Nos recherches sont relativement fondamentales mais sous-tendues par des préoccupations applicatives via des activités contractuelles. Certains travaux du groupe sont réalisés en collaboration avec des laboratoires universitaires français (LMF, CEAT Poitiers, LTPM Grenoble, ENSAM Paris, etc.) ou étrangers (Dpt of Fluid Mechanics du Denmark Technical University ; Dpt di Ingeneria Aerospaziale du Politechnico di Milano, Italie ; Texas Institute for Computational and Applied Mathematics, Austin, USA), des organismes publics (DSA/DGA, ONERA, CNES, CEA, Bassin des Carènes, Institut Franco Allemand de recherche de Saint Louis), du milieu industriel (ALSTOM, EDF, SEP, SNECMA) et soutenus par des contrats.

THÈME 1 : ÉCOULEMENTS INCOMPRESSIBLES
S. Pellerin, B. Podvin, O. Daube, A. Dulieu, G. Fournier, J.-L. Guermond, C. Nore, A. Sergent, L. Ta Phuoc, C. Tenaud, B. Viney

Dans le domaine des écoulements incompressibles, les travaux du groupe s'orientent vers la prédiction, l'analyse et le contrôle d'écoulements à haut nombre de Reynolds ou de Rayleigh. Nous nous intéressons, tout particulièrement, aux phénomènes liés aux décollement ainsi qu'aux mécanismes de naissance, de développement et de transport des tourbillons. Le groupe dispose de plusieurs méthodes originales de simulation numérique capable de traiter des écoulements cisaillés à des nombres de Reynolds élevés (104) (modulo un nombre de points de discrétisation suffisant pour représenter toutes les structures). En s'appuyant sur les acquis en matière de simulation numérique d'écoulements incompressibles, trois études sont poursuivies dans le cadre de ce thème. La première concerne l'étude de la capacité de la simulation des grandes échelles à prédire le développement d'écoulements (internes ou externes) en tenant compte des effets rotationnels et de leurs interactions avec les couches cisaillées. La seconde étude est relative à la mise en place du contrôle des écoulements dans un but d'amélioration des écoulements (i.e. réduction de traînée, augmentation du taux de mélange, ..., suivant les applications). Enfin, la troisième s'intéresse à la mise au point et à la validation d'une méthode inverse originale, tridimensionnelle, en fluide parfait pour l'optimisation d'aubes de turbomachine.
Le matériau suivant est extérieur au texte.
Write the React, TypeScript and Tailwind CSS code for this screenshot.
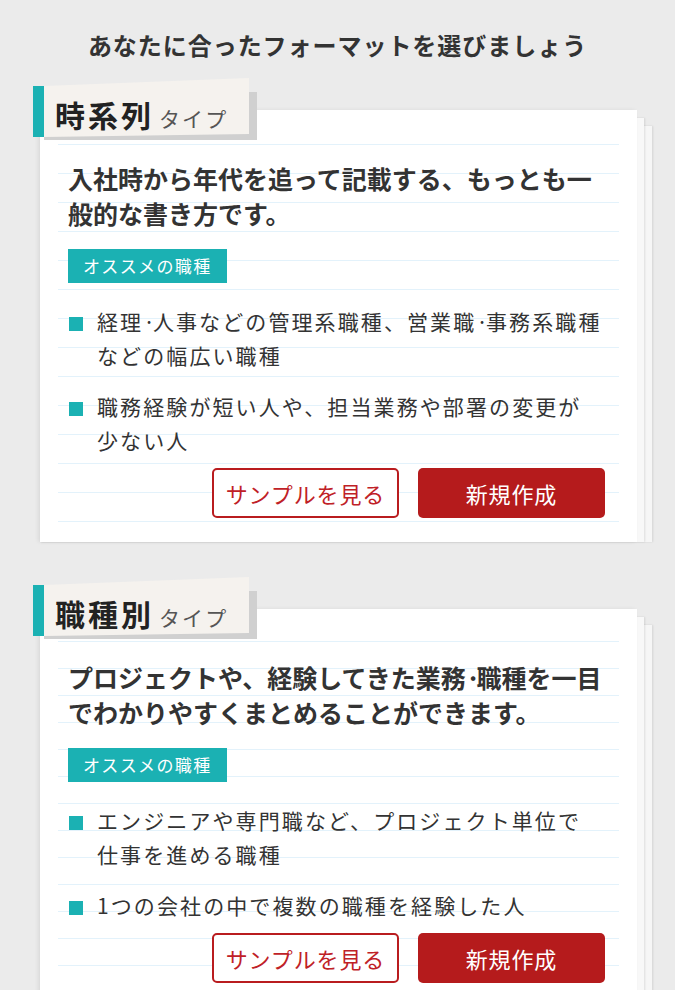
import React from 'react';

interface FormatCard {
  name: string;
  lead: string[];
  items: string[][];
  lines: string; // ruled-paper background, one class per card
}

const cards: FormatCard[] = [
  {
    name: '時系列',
    lead: ['入社時から年代を追って記載する、もっとも一', '般的な書き方です。'],
    items: [
      ['経理·人事などの管理系職種、営業職·事務系職種', 'などの幅広い職種'],
      ['職務経験が短い人や、担当業務や部署の変更が', '少ない人'],
    ],
    lines:
      'bg-[image:repeating-linear-gradient(to_bottom,transparent_0px,transparent_28px,#e3f2fb_28px,#e3f2fb_29px)]',
  },
  {
    name: '職種別',
    lead: ['プロジェクトや、経験してきた業務·職種を一目', 'でわかりやすくまとめることができます。'],
    items: [
      ['エンジニアや専門職など、プロジェクト単位で', '仕事を進める職種'],
      ['1つの会社の中で複数の職種を経験した人'],
    ],
    lines:
      'bg-[image:repeating-linear-gradient(to_bottom,transparent_0px,transparent_26px,#e3f2fb_26px,#e3f2fb_27px)]',
  },
];

// the middle dot comes out too wide in the CJK font, so tighten it
function withDots(text: string, dotClass: string) {
  const parts = text.split('·');
  return parts.map((p, i) => (
    <React.Fragment key={i}>
      {p}
      {i < parts.length - 1 && <span className={dotClass}>·</span>}
    </React.Fragment>
  ));
}

function TypeTab({ name }: { name: string }) {
  return (
    <div className="relative z-10 ml-[33px] h-[62px] w-[224px]">
      {/* shadow + slanted paper label */}
      <div className="absolute left-[11px] top-[14px] h-[48px] w-[213px] bg-[#d0d0d0]" />
      <div className="absolute left-[11px] top-0 h-[59px] w-[205px] bg-[#f5f2ee] [clip-path:polygon(0_8px,100%_0,100%_56px,0_100%)]" />
      <div className="absolute left-0 top-[8px] h-[51px] w-[11px] bg-[#1bb1b3]" />
      <div className="relative flex items-baseline pl-[22px] pt-[16px]">
        <span className="text-[30px] font-bold leading-[40px] tracking-[0.1em] text-[#222]">{name}</span>
        <span className="ml-[5px] text-[21px] leading-[40px] tracking-[0.1em] text-[#555]">タイプ</span>
      </div>
    </div>
  );
}

function Card({ card }: { card: FormatCard }) {
  return (
    <section className="mt-[16px] first:mt-[17px] [&+section]:mt-[35px]">
      <TypeTab name={card.name} />
      <div className="relative -mt-[30px] ml-[40px] w-[597px]">
        {/* stacked sheets behind */}
        <div className="absolute bottom-0 left-0 right-[-15px] top-[16px] bg-[#f6f6f6] shadow-[1px_0_2px_rgba(0,0,0,0.1)]" />
        <div className="absolute bottom-0 left-0 right-[-7px] top-[8px] bg-[#f8f8f8] shadow-[1px_0_2px_rgba(0,0,0,0.1)]" />

        <div className="relative bg-white pb-[24px] pl-[28px] pr-[32px] pt-[51px] shadow-[-2px_0_4px_rgba(0,0,0,0.07)]">
          <div className={`absolute bottom-[20px] left-[18px] right-[18px] top-[6px] ${card.lines}`} />

          <div className="relative">
            <p className="text-[25px] font-bold leading-[35px] text-[#333]">
              {card.lead.map((l, i) => (
                <span key={i} className="block whitespace-nowrap">
                  {withDots(l, 'tracking-[-0.16em]')}
                </span>
              ))}
            </p>

            <span className="mt-[18px] inline-block bg-[#1bb1b3] px-[15px] text-[17px] leading-[34px] tracking-[0.08em] text-white">
              オススメの職種
            </span>

            <ul className="mt-[21px] flex flex-col gap-[17px]">
              {card.items.map((item, i) => (
                <li key={i} className="flex">
                  <span className="ml-[1px] mt-[13px] h-[14px] w-[14px] shrink-0 bg-[#1bb1b3]" />
                  <span className="ml-[14px] text-[21px] leading-[34px] tracking-[0.1em] text-[#333]">
                    {item.map((l, j) => (
                      <span key={j} className="block whitespace-nowrap">
                        {withDots(l, 'tracking-[-0.1em]')}
                      </span>
                    ))}
                  </span>
                </li>
              ))}
            </ul>

            <div className="mt-[11px] flex justify-end gap-[19px]">
              <button className="h-[50px] w-[187px] rounded-[5px] border-2 border-[#b91c1f] bg-white text-[22px] tracking-[0.04em] text-[#bf2127]">
                サンプルを見る
              </button>
              <button className="h-[50px] w-[187px] rounded-[5px] bg-[#b51b1c] text-[22px] tracking-[0.04em] text-white">
                新規作成
              </button>
            </div>
          </div>
        </div>
      </div>
    </section>
  );
}

export default function App() {
  return (
    <div className="min-h-screen overflow-hidden bg-[#ebebeb] pb-[40px] pt-[28px] font-['Noto_Sans_CJK_JP','Noto_Sans',sans-serif]">
      <h1 className="text-center text-[24px] font-bold leading-[34px] tracking-[0.04em] text-[#333]">
        あなたに合ったフォーマットを選びましょう
      </h1>
      {cards.map(card => (
        <Card key={card.name} card={card} />
      ))}
    </div>
  );
}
Simulation des Grandes Échelles A grands nombres de Reynolds et en écoulements tridimensionnels, la simulation directe n'est plus possible car le nombre de points de discrétisation devient rapidement prohibitif pour pouvoir reproduire toutes les structures tourbillonnaires présentes dans l'écoulement. Une alternative intéressante est donc la Simulation des Grandes Échelles (SGE) avec une modélisation des petites structures. Ces dernières années, le groupe a engagé ses recherches sur de nouveaux modèles, mieux adaptés aux écoulements cisaillés, pour la prise en compte des interactions entre différents niveaux d'échelles d'un point de vue dynamique. Dans cette voie, nos efforts portent actuellement sur l'analyse du développement des effets de rotation sur les écoulements libres comme les sillages, jets ou couches de mélanges. Dans ces travaux une attention particulière est portée aux comparaisons calcul - expérience. En parallèle des validations, nous avons dernièrement poursuivi les études sur la modélisation de sous maille pour ce qui concerne le transfert d'énergie thermique entre plusieurs niveaux d'échelles. Par analogie avec le modèle dynamique, un modèle d'échelles mixtes du flux de chaleur de sous maille a été proposé pour des applications de convection naturelle.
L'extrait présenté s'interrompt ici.